Wincapaw got to know these keepers, who often had families but made only irregular visits into town for supplies. The holidays could be a particularly sad time, since gifts and other treats weren’t easily obtained. In 1929, Wincapaw decided to buzz the lighthouses around Penobscot Bay with care packages full of tea, reading material, and toys.
“It was a complete surprise to them,” Tague says. “They just found these packages on the island.”
It wasn’t hard to figure out who was responsible. Wincapaw began making the drops annually, working his route up to 91 lighthouses by 1933. He would often don a Santa outfit, even though he would rarely be visible from the ground. (“It probably just got him in the mood,” Tague says.) With the outbreak of World War II, he began to label his plane with the phrase “Christmas Seal Plane” to avoid being mistaken for an enemy craft. When he left for work in South America, his 16-year-old son, Bill Jr., became one of the youngest pilots in Massachusetts to earn his license. With Edward Snow, who was a teacher at Paul’s school, the Flying Santa missions continued in William’s absence.
In 1947, when Wincapaw suffered a fatal heart attack during a non-holiday flight, the duties fell exclusively on Snow’s shoulders. Unable to fly himself, he would hire pilots to make the drops from Maine to Long Island while he rode as a passenger. Leaning out, his fake beard would sometimes blow off his face from the winds. Occasionally, packages would smash car windows; for the most part, Snow would get back self-addressed stamped envelopes he left in the boxes that reported the items were received safely.
“Snow had a huge interest in lighthouses,” Tague says. “He had the resources to charter planes and put packages together.”
Snow bore all the expenses of his Santa runs, and the family lived frugally to afford the expenses. “We always had piles of stuff around the house waiting to be bundled,” his daughter, Dolly Snow Bicknell, recalled. An only child, she went with her parents on the flights, which she said were “bumpy, rough, and scary”—the planes flew low and slow to ensure an accurate delivery. By the 1970s, Snow’s efforts were being curtailed by new Federal Aviation Administration regulations that prohibited low-altitude flights. To get around it, he resurrected the idea of using a helicopter to make landings and dispense presents personally.

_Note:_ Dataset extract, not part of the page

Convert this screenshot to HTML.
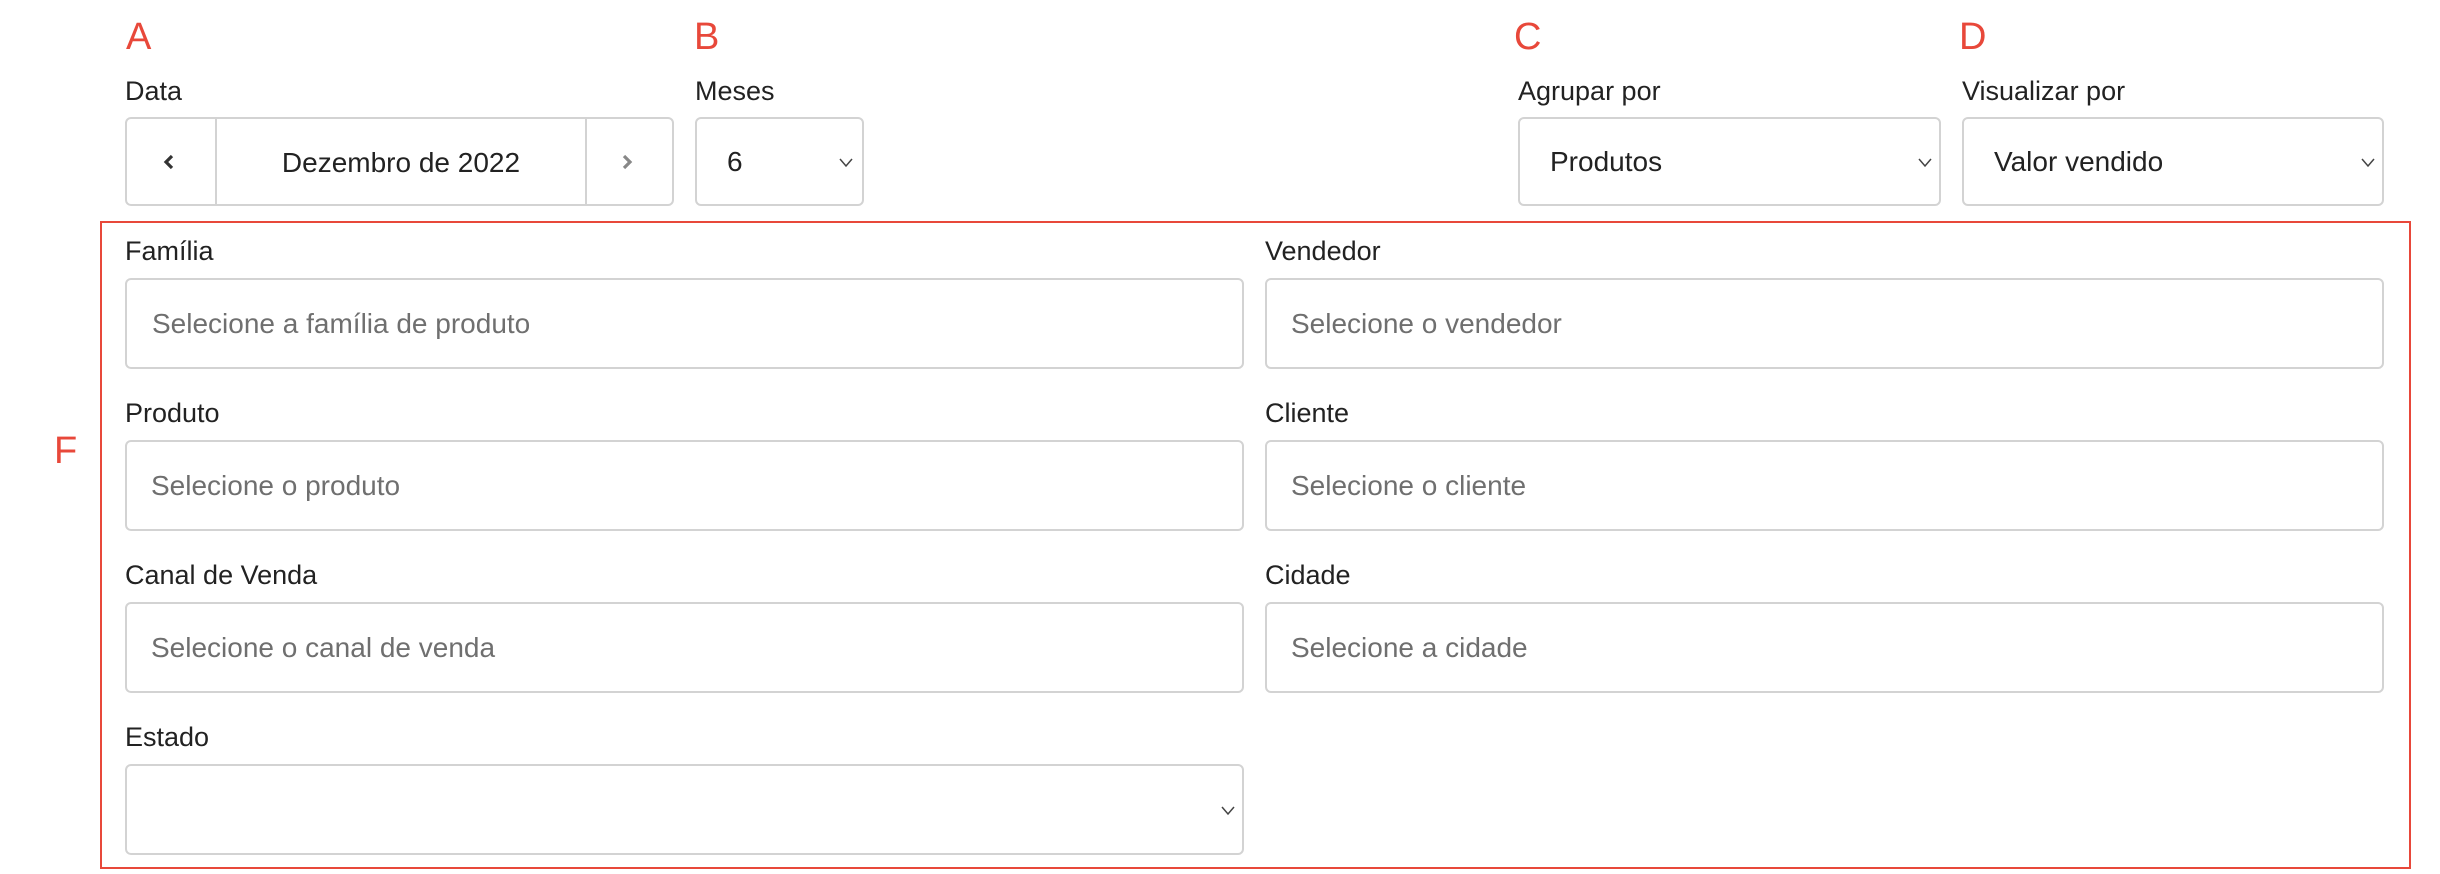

Snow died in 1982. He had been making the Santa runs since 1936.
Friends of Flying Santa
Tague got involved in 1991, when his lighthouse photography work caught the attention of the Flying Santa program’s primary sponsor, the Hull Lifesaving Museum in Hull, Massachusetts. “I thought it would be a one-time thing,” he says of riding along with the pilots hired by the Museum.
It wasn’t. Every year, Tague helps arrange a squad of helicopter pilots and Santas to take 300-mile treks along the East Coast and around New England. While modern lighthouses are mainly automated, the Coast Guard employs hundreds of families in outposts for boat stations, maintenance, search and rescue, and other endeavors. Tague estimates they reach roughly 950 children with their scheduled stops.
The gifts are typically bought with money from fundraisers arranged under the Friends of Flying Santa, a Hull offshoot program, and are wrapped and labeled with a child’s name that’s collected in advance before the copter lands. The packages have contained stuffed animals, commemorative Santa flight souvenirs, potato chips, gift cards, and gum. Santa will meet with upwards of 400 kids and pose for a picture before climbing back on board.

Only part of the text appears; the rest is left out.